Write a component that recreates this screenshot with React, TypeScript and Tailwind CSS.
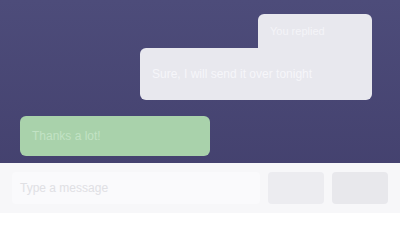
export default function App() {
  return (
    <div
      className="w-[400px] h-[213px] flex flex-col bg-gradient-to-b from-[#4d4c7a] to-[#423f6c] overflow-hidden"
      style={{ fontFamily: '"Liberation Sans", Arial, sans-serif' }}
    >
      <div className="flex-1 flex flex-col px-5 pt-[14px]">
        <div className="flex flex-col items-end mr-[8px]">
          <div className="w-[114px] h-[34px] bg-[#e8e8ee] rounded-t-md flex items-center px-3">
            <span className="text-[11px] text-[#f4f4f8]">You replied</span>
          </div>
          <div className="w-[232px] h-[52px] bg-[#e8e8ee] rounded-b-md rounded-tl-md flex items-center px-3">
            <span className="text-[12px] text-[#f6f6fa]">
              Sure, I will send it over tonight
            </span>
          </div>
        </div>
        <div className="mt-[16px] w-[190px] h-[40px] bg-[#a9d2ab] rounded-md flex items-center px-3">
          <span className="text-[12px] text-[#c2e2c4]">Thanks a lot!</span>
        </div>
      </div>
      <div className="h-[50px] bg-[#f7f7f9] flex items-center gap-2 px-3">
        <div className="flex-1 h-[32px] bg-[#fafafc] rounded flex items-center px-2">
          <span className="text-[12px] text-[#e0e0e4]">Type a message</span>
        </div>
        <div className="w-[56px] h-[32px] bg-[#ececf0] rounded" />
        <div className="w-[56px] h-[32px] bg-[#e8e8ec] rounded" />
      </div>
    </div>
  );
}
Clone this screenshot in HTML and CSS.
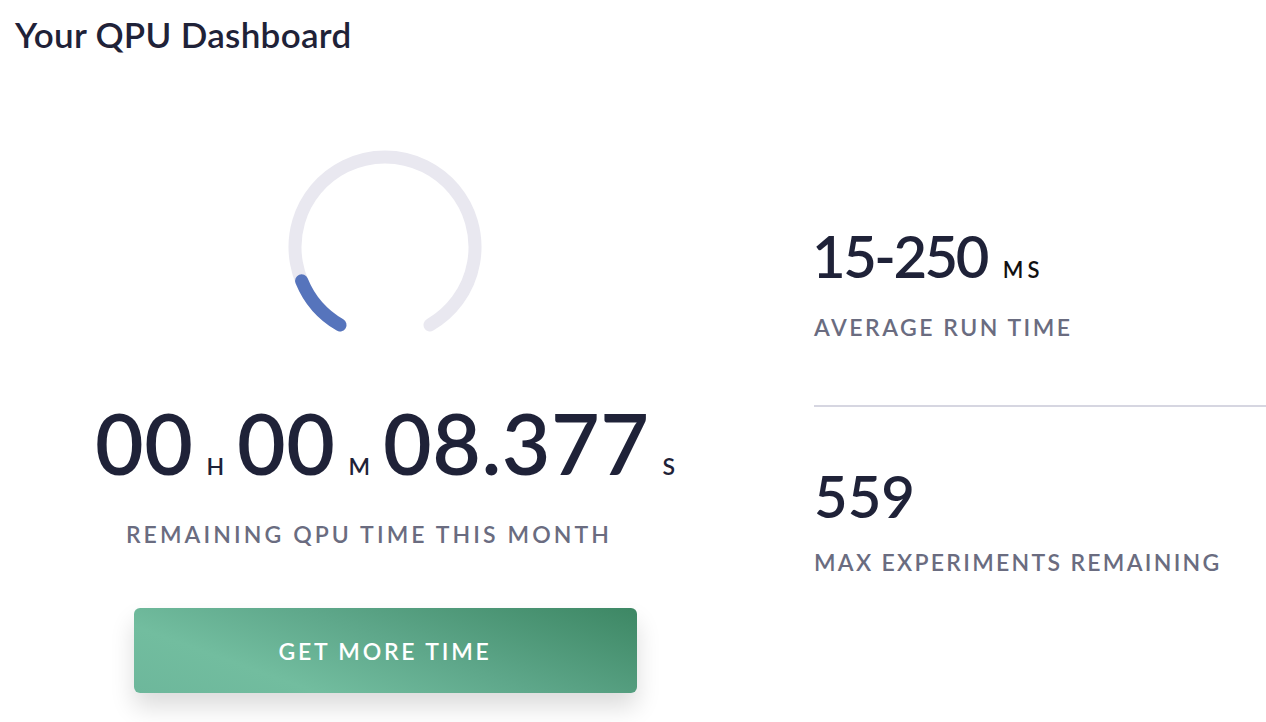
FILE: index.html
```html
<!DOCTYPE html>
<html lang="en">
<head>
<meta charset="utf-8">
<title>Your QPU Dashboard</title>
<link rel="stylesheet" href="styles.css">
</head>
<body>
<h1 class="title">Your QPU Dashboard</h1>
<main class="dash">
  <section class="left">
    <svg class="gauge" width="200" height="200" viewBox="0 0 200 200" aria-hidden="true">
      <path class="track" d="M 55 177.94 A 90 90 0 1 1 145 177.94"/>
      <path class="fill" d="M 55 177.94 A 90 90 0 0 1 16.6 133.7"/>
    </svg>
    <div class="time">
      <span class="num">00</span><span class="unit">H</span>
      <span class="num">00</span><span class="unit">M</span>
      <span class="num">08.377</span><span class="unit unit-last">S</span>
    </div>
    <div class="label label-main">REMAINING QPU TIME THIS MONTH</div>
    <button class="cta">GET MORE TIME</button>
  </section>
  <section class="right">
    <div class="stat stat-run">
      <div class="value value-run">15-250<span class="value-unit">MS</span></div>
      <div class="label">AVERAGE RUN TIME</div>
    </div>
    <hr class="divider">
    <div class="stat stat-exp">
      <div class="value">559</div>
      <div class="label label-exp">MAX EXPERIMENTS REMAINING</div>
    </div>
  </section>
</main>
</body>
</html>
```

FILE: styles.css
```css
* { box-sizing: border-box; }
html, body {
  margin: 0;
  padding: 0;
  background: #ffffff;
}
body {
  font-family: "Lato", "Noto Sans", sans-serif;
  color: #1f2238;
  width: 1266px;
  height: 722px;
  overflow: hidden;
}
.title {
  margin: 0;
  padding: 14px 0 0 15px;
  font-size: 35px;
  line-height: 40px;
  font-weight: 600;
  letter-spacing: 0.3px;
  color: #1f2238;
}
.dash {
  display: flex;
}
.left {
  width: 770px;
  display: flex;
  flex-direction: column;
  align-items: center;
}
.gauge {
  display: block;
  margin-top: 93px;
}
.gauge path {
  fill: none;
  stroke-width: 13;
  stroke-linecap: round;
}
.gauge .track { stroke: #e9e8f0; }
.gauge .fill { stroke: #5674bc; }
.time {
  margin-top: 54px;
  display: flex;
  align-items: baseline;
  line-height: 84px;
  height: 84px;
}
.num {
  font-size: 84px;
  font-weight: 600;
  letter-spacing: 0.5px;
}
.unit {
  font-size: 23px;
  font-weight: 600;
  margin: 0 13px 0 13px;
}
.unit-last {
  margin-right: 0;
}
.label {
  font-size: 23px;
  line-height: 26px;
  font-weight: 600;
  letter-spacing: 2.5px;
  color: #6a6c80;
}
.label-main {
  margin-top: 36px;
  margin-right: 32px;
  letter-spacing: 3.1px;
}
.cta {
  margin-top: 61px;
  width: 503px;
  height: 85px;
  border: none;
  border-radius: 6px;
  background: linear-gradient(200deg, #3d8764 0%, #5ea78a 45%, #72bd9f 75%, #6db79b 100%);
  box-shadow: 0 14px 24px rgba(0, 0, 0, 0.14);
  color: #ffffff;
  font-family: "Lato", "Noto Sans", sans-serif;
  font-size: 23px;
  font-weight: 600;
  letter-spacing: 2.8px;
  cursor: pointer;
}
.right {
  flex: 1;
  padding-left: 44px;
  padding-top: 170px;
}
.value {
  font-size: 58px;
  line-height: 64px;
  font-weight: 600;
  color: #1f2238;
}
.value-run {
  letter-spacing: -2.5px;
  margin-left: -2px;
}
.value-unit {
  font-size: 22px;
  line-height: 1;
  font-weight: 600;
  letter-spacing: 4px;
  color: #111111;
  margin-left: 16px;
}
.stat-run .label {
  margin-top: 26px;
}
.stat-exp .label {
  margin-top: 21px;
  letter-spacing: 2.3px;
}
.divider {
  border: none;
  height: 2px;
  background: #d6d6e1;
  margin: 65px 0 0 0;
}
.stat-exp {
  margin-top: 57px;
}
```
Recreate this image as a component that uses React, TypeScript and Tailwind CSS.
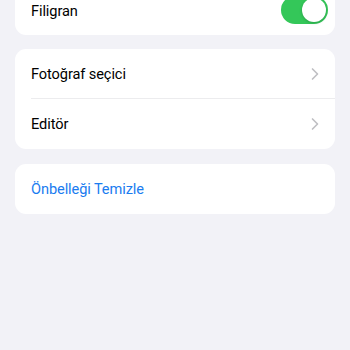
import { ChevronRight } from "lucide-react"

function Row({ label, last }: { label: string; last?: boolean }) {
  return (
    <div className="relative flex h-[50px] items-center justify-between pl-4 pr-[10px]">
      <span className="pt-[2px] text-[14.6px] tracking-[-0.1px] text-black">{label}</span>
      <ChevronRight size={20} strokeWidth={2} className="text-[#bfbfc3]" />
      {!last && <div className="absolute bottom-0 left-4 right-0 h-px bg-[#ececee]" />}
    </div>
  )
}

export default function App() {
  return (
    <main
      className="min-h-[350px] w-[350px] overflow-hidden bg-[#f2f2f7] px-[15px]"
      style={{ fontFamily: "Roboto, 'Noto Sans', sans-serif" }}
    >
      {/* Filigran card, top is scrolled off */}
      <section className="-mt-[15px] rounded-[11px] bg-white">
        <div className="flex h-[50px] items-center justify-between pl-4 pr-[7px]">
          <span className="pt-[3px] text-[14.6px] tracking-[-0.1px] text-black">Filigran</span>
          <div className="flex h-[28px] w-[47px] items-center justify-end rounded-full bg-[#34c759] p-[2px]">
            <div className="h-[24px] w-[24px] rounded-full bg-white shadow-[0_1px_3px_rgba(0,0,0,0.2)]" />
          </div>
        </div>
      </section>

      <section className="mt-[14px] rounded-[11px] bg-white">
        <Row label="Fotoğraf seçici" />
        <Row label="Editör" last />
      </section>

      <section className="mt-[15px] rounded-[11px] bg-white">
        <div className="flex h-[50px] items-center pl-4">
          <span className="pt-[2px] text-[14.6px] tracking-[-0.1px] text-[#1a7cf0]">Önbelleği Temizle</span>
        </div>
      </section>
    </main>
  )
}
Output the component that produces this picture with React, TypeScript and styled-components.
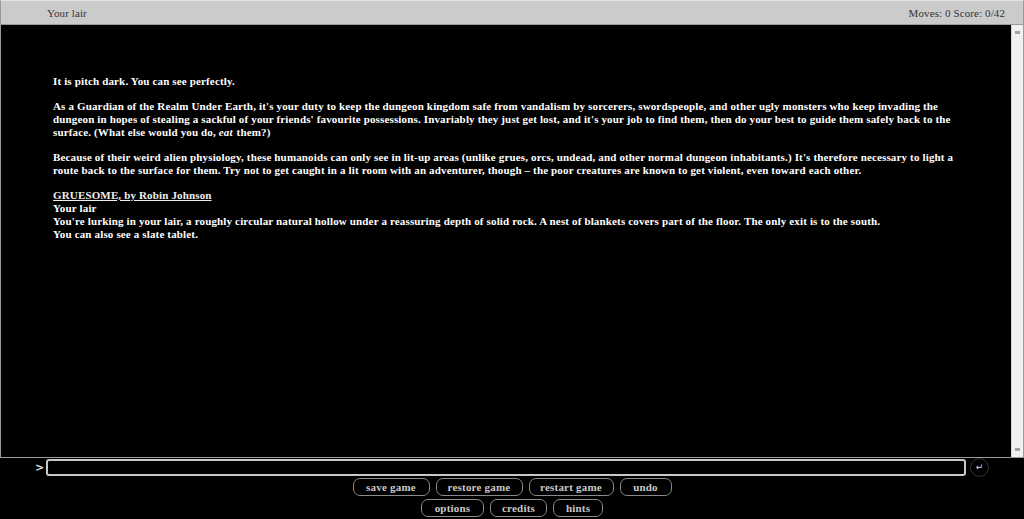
──────────────────────────────
• WORK TO DO: Gather up every line from the listing above in which the word "that" occurs.

• SOLUTION TO THE PROBLEM:
Write a component that recreates this screenshot with React, TypeScript and Tailwind CSS.
Recreate this image as a component that uses React, TypeScript and Tailwind CSS.
Output the component that produces this picture with React, TypeScript and styled-components.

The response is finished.